-- Information supplied start --

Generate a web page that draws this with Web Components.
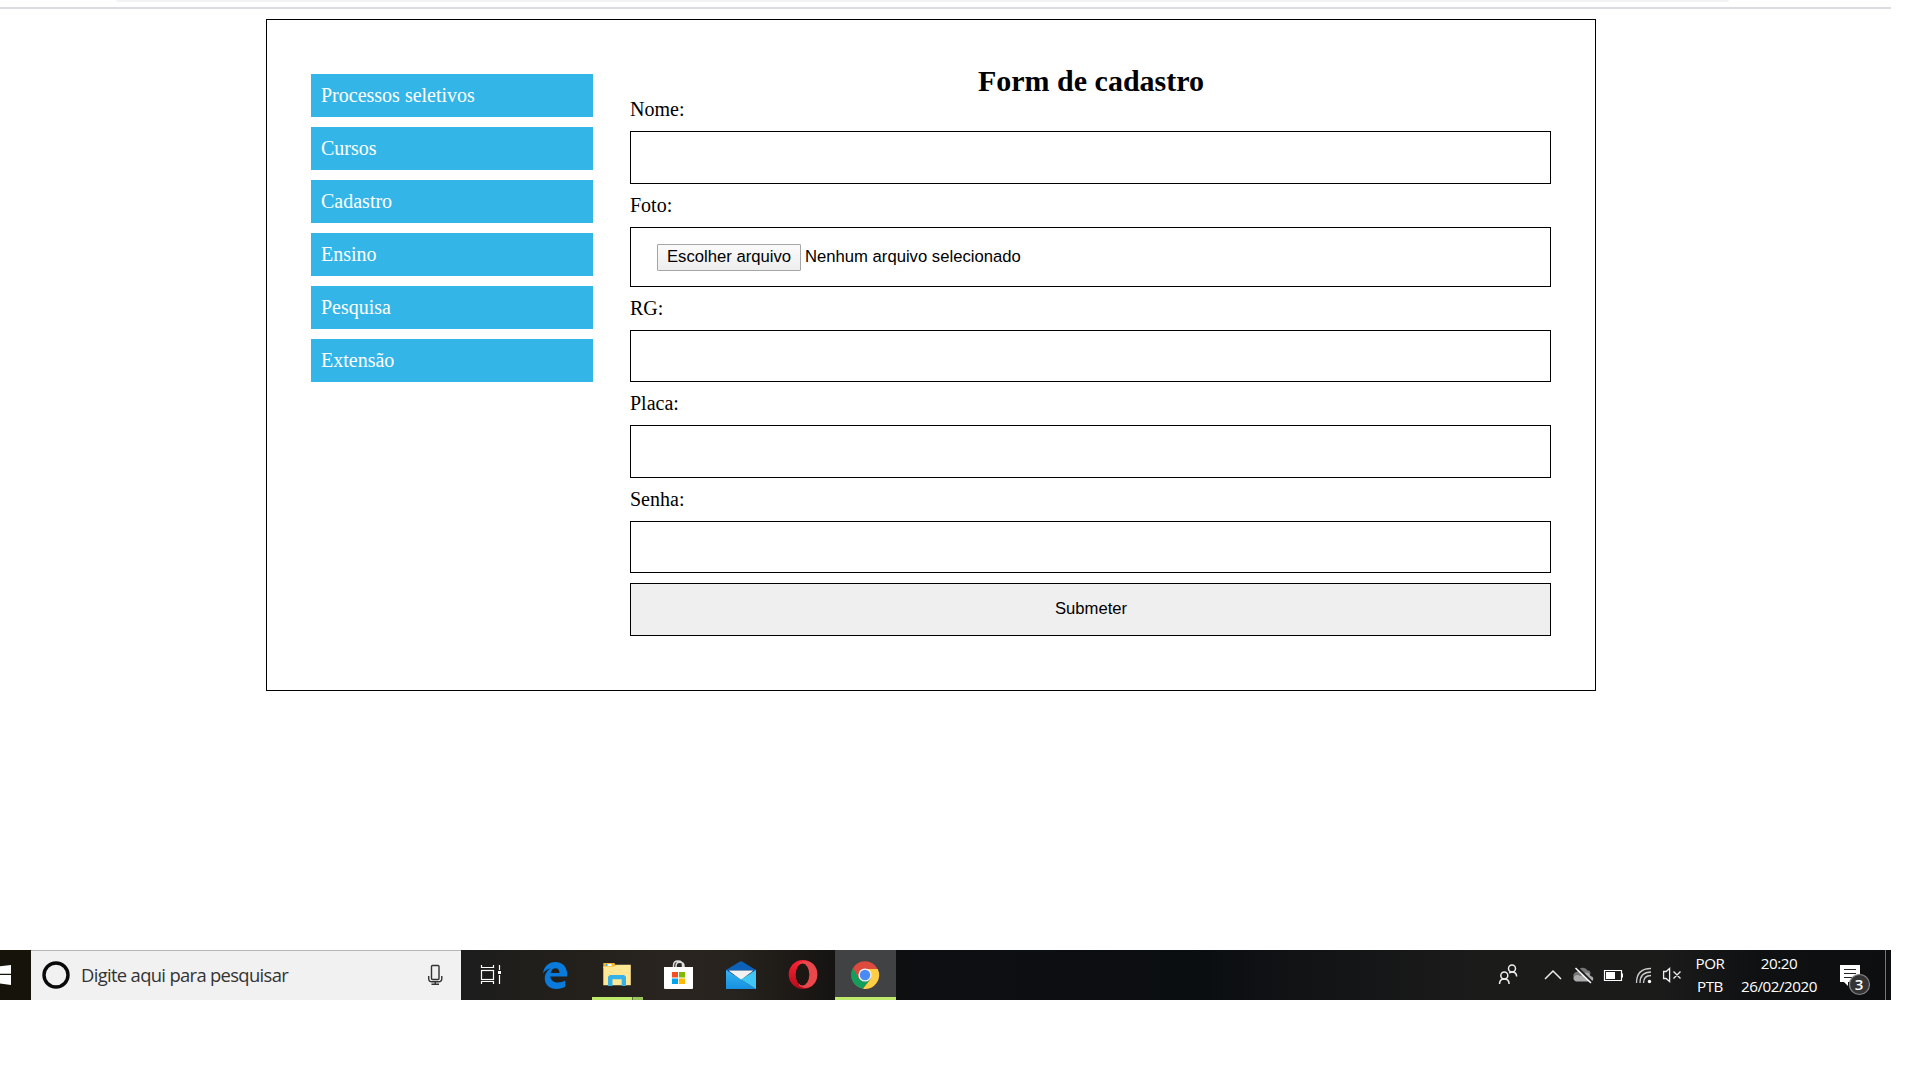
<!DOCTYPE html>
<html lang="pt-BR">
<head>
<meta charset="utf-8">
<title>Form de cadastro</title>
<style>
html,body{margin:0;height:1080px;overflow:hidden;background:#fff}
body{font-family:"Liberation Serif",serif;font-size:20px;color:#000}
</style>
</head>
<body>
<app-screen>
  <browser-edge slot="top"></browser-edge>
  <page-card>
    <side-menu slot="menu">
      <menu-item>Processos seletivos</menu-item>
      <menu-item>Cursos</menu-item>
      <menu-item>Cadastro</menu-item>
      <menu-item>Ensino</menu-item>
      <menu-item>Pesquisa</menu-item>
      <menu-item>Extensão</menu-item>
    </side-menu>
    <cadastro-form heading="Form de cadastro">
      <form-field label="Nome:" style="--h:53px"></form-field>
      <form-field label="Foto:" style="--h:60px"><file-picker label="Escolher arquivo">Nenhum arquivo selecionado</file-picker></form-field>
      <form-field label="RG:" style="--h:52px"></form-field>
      <form-field label="Placa:" style="--h:53px"></form-field>
      <form-field label="Senha:" style="--h:52px"></form-field>
      <submit-button>Submeter</submit-button>
    </cadastro-form>
  </page-card>
  <task-bar slot="bottom"></task-bar>
</app-screen>
<script>
const define = (name, html) => customElements.define(name, class extends HTMLElement {
  constructor() {
    super();
    this.attachShadow({mode: 'open'}).innerHTML = typeof html === 'function' ? html(this) : html;
  }
});

define('app-screen', `<style>
:host{display:flex;flex-direction:column;width:1891px;height:1000px}
main{flex:1;padding:10px 0 0 266px}
</style><slot name="top"></slot><main><slot></slot></main><slot name="bottom"></slot>`);

define('browser-edge', `<style>
:host{display:block;height:9px;box-sizing:border-box;border-bottom:2px solid #dbdbe1}
div{height:2px;margin:0 162px 0 116px;background:#f2f2f3;border-radius:0 0 5px 5px / 0 0 2px 2px}
</style><div></div>`);

define('page-card', `<style>
:host{display:flex;box-sizing:border-box;width:1330px;height:672px;border:1px solid #000;padding:44px 44px 0;gap:37px}
</style><slot name="menu"></slot><slot></slot>`);

define('side-menu', `<style>
:host{display:flex;flex-direction:column;width:282px;gap:10px;padding-top:10px}
</style><slot></slot>`);

define('menu-item', `<style>
:host{display:block;box-sizing:border-box;height:43px;padding:10px;line-height:23px;background:#34b5e7;color:#fff}
</style><slot></slot>`);

define('cadastro-form', el => `<style>
:host{display:block;width:921px}
h2{margin:0;height:34px;line-height:34px;font-size:30px;text-align:center;text-indent:1px}
</style><h2>${el.getAttribute('heading')}</h2><slot></slot>`);

define('form-field', el => `<style>
:host{display:block}
label{display:block;height:23px;line-height:23px;padding:0 0 10px}
div{box-sizing:border-box;height:var(--h);border:1px solid #000;display:flex;align-items:center;padding:0 26px;margin-bottom:10px}
</style><label>${el.getAttribute('label')}</label><div><slot></slot></div>`);

define('file-picker', el => `<style>
:host{display:flex;align-items:center;gap:4px;font:16.67px/19px "Liberation Sans",sans-serif;white-space:nowrap}
button{box-sizing:border-box;width:144px;height:27px;padding:0 0 2px;font:inherit;color:#000;border:1px solid #a6a6a6;border-radius:1px;background:linear-gradient(#fafafa,#eee)}
span{padding-bottom:2px}
</style><button>${el.getAttribute('label')}</button><span><slot></slot></span>`);

define('submit-button', `<style>
:host{display:block}
button{box-sizing:border-box;display:block;width:100%;height:53px;padding:0 0 2px 1px;border:1px solid #000;border-radius:0;background:#efefef;font:16.67px "Liberation Sans",sans-serif;color:#000}
</style><button><slot></slot></button>`);

/* Glyphs are drawn in screen coordinates; each cell's viewBox selects its own span of the bar. */
const glyphs = {
  start: `<path fill="#fff" d="M0 966.3L11 965v8.7H0zM0 975h11v10L0 983.6z"/>`,
  ring: `<circle cx="56" cy="975" r="12" fill="none" stroke="#0a0a0a" stroke-width="3.4"/>`,
  mic: `<g fill="none" stroke="#333" stroke-width="1.4"><rect x="431.5" y="965.5" width="7.5" height="14" rx="1"/><path d="M428.7 976v2.5q0 3.3 3.3 3.3h6.500q3.300 0 3.300-3.300V976M435.300 982v2.300M431.500 984.300h7.500"/></g>`,
  taskview: `<g fill="none" stroke="#fff" stroke-width="1.200"><rect x="481.500" y="970.500" width="12" height="9"/><path d="M481.500 965v2.500h12V965M481.500 984v-2.500h12v2.500M499.500 965v5M499.500 975v9"/></g><path fill="#fff" d="M498 971h3v3h-3z"/>`,
  edge: `<path fill="#0a7bdb" d="M543 973.600C544 966 549 962 555.300 962c7.500 0 11.900 5.500 11.900 12v2.500h-16.800c.2 4 3.600 6 7.600 6 2.900 0 5.200-.7 7.200-2v6.200c-2.400 1.400-5.400 2.200-8.700 2.200-7 0-11.700-4.200-11.700-10.500 0-4.500 2.300-8 6.300-10.100-4 .7-6.600 2.700-8.100 5.300zM550.700 973h8.800c0-3-1.400-4.700-4-4.700-2.500 0-4.300 1.700-4.800 4.700z"/>`,
  explorer: `<path fill="#f2b632" d="M603.300 963h11l2.200 3-2 2h-11.200z"/><path fill="#ffe796" d="M603.300 966.500h10.700l2.300-1.700h14.500v20.400h-27.500z"/><path fill="#fff" d="M605.500 964h6v2h-6z"/><path fill="#3aa7df" d="M605.500 964h2v2h-2z"/><path fill="#35b1e8" d="M608 986v-9.300l2-1.700h14l2 1.700v9.300h-4.300v-6.700h-9.200v6.700z"/><path fill="#bdea6b" d="M592 997h40v3h-40z"/><path fill="#9cc55c" d="M632.500 997H643v3h-10.500z"/>`,
  store: `<path fill="none" stroke="#ddd" stroke-width="1.500" d="M673.500 968v-2.500c0-3 2-4.500 4.500-4.500s4.500 1.500 4.500 4.500v2.500M676 968v-2c0-2.700 1.500-3.700 3.500-3.700s4.500 1 4.500 3.700v2"/><path fill="#fff" d="M664 967h29v21q0 1-1 1h-27q-1 0-1-1z"/><path fill="#f25022" d="M672 972h6v5.500h-6z"/><path fill="#7fba00" d="M679 972h6v5.500h-6z"/><path fill="#00a4ef" d="M672 978.500h6v5.500h-6z"/><path fill="#ffb900" d="M679 978.500h6v5.500h-6z"/>`,
  mail: `<linearGradient id="m" x1="0" y1="0" x2="0" y2="1"><stop stop-color="#35b4f1"/><stop offset="1" stop-color="#1690e0"/></linearGradient><path fill="#0c62b8" d="M726 970l14-8.500q1-.6 2 0l14 8.500v3h-30z"/><path fill="#123f7d" d="M728 970h26v2h-26z"/><path fill="#f2f2f2" d="M728.500 970.500h25L741 980z"/><path fill="url(#m)" d="M726 970l15 9.500 15 9.500h-30z"/><path fill="#41c7f6" d="M756 970v19l-15-9.500z"/>`,
  opera: `<linearGradient id="o" x1="0" y1="0" x2="0" y2="1"><stop stop-color="#ff2537"/><stop offset="1" stop-color="#b00b18"/></linearGradient><ellipse cx="803" cy="974.500" rx="14.300" ry="14.500" fill="url(#o)"/><path fill="#e8474b" d="M799 963.500c7-6 18.300-.5 18.300 11s-11.300 17-18.300 11z"/><ellipse cx="802.500" cy="974.500" rx="6.800" ry="11" fill="#1d1714"/>`,
  chrome: `<circle cx="865" cy="975" r="13.800" fill="#dd4b3e"/><path fill="#139e5c" d="M853.050 968.100A13.800 13.800 0 0 0 863 988.650L871 978.500 859 978.500z"/><path fill="#ffce44" d="M877.700 969A13.800 13.800 0 0 1 863 988.650L871.100 978.500 865 969z"/><circle cx="865" cy="975" r="6.600" fill="#f1f1f1"/><circle cx="865" cy="975" r="5.200" fill="#4a8af4"/><path fill="#bdea6b" d="M835 997h61v3h-61z"/>`,
  people: `<g fill="none" stroke="#eee" stroke-width="1.500"><circle cx="1504.300" cy="975.500" r="3.500"/><path d="M1499.500 984q0-5 4.800-5t4.800 5"/><circle cx="1512" cy="968.500" r="3.500"/><path d="M1509.300 973.300q1-1.300 2.700-1.300 4.500 0 4.700 4.500"/></g>`,
  chevron: `<path fill="none" stroke="#eee" stroke-width="1.500" d="M1545 979l8-8 8 8"/>`,
  cloud: `<path fill="#777" d="M1576 979c-4-1-3.500-7 1-7 1-4.500 8-6 10.500-1.500 3 0 3 2 3 3.500l-6 5z"/><path fill="#aaa" d="M1576 981.500c-4-1.500-3-6.500 1.500-6.500l3.500 1 5-3.500c3.500 0 4.500 3.500 4.500 3.500 4 .5 3.500 5.500 0 5.500z"/><path stroke="#1b1b1b" stroke-width="2" d="M1577 967l15.500 15.500"/><path stroke="#fff" stroke-width="1.500" d="M1575.500 968l15.500 15"/>`,
  battery: `<path fill="none" stroke="#fff" stroke-width="1.200" d="M1604.500 970.500h17v10h-17z"/><path fill="#fff" d="M1606 972h9v7h-9zM1622 973.500h1v4h-1z"/>`,
  wifi: `<g fill="none" stroke="#ccc" stroke-width="1.300"><path d="M1636.500 983q0-14.500 14.500-14.500"/><path d="M1640 983q0-11 11-11"/><path d="M1643.500 983q0-7.500 7.500-7.500"/></g><circle cx="1649.500" cy="981.500" r="1.700" fill="#fff"/>`,
  sound: `<path fill="none" stroke="#eee" stroke-width="1.300" d="M1663.600 971.500h2.500l3.500-3v13l-3.500-3h-2.500zM1673.500 971.500l7 7M1680.500 971.500l-7 7"/>`,
  notice: `<path fill="#fff" d="M1840 965h20v17h-12v4l-4-4h-4z"/><path stroke="#222" stroke-width="1.200" d="M1844 969.500h12M1844 973.500h12M1844 977.500h9"/><circle cx="1859.500" cy="984.500" r="10" fill="#343434" stroke="#858585" stroke-width="1.200"/>`
};
define('task-icon', el => {
  const x = +el.getAttribute('x'), w = +el.getAttribute('w');
  return `<style>:host{display:block;flex:none;width:${w}px;height:50px;position:relative}svg{display:block}
  ::slotted(b){position:absolute;left:23px;top:23px;width:20px;text-align:center;font:600 15px/22px "Open Sans",sans-serif;color:#fff}</style>
  <svg width="${w}" height="50" viewBox="${x} 950 ${w} 50">${glyphs[el.getAttribute('name')]}</svg><slot></slot>`;
});

define('search-box', `<style>
:host{display:flex;box-sizing:border-box;width:430px;height:50px;background:#f1f1f1;box-shadow:inset 0 1px #b5b5b5;font:18.4px/50px "Open Sans",sans-serif;color:#333}
span{flex:1;white-space:nowrap;letter-spacing:-.67px}
</style><task-icon name="ring" x="31" w="50"></task-icon><span><slot></slot></span><task-icon name="mic" x="421" w="40"></task-icon>`);

define('tray-text', `<style>
:host{display:block;box-sizing:border-box;height:50px;padding:2px 1px 0 0;font:15.2px/22.500px "Open Sans",sans-serif;color:#fff;text-align:center;white-space:nowrap;letter-spacing:-.45px}
</style><slot></slot>`);

define('task-bar', `<style>
:host{display:flex;height:50px;box-sizing:border-box;background:linear-gradient(90deg,#16130b 0,#16130b 31px,#1b1c1c 461px,#211f1b 540px,#29241f 680px,#26221d 740px,#161412 830px,#0d0f11 900px,#0b0e11 1200px,#1b1b1a 1480px,#1b1b1a 1660px,#0e1012 1760px,#0d0e10 100%)}
.active{background:#414243}
.gap{flex:1}
.desk{width:5px;border-left:1px solid #777}
</style>
<task-icon name="start" x="0" w="31"></task-icon>
<search-box>Digite aqui para pesquisar</search-box>
<task-icon name="taskview" x="461" w="63"></task-icon>
<task-icon name="edge" x="524" w="62"></task-icon>
<task-icon name="explorer" x="586" w="62"></task-icon>
<task-icon name="store" x="648" w="62"></task-icon>
<task-icon name="mail" x="710" w="62"></task-icon>
<task-icon name="opera" x="772" w="63"></task-icon>
<task-icon class="active" name="chrome" x="835" w="61"></task-icon>
<div class="gap"></div>
<task-icon name="people" x="1490" w="45"></task-icon>
<task-icon name="chevron" x="1535" w="32"></task-icon>
<task-icon name="cloud" x="1567" w="32"></task-icon>
<task-icon name="battery" x="1599" w="31"></task-icon>
<task-icon name="wifi" x="1630" w="28"></task-icon>
<task-icon name="sound" x="1658" w="30"></task-icon>
<tray-text style="width:45px">POR<br>PTB</tray-text>
<tray-text style="width:93px">20:20<br>26/02/2020</tray-text>
<task-icon name="notice" x="1826" w="59"><b>3</b></task-icon>
<div class="desk"></div>`);
</script>
</body>
</html>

-- Information supplied end --

Gather all the lines that include the word "this" and copy them out.

> _Problem solution_
Generate a web page that draws this with Web Components.
    this.attachShadow({mode: 'open'}).innerHTML = typeof html === 'function' ? html(this) : html;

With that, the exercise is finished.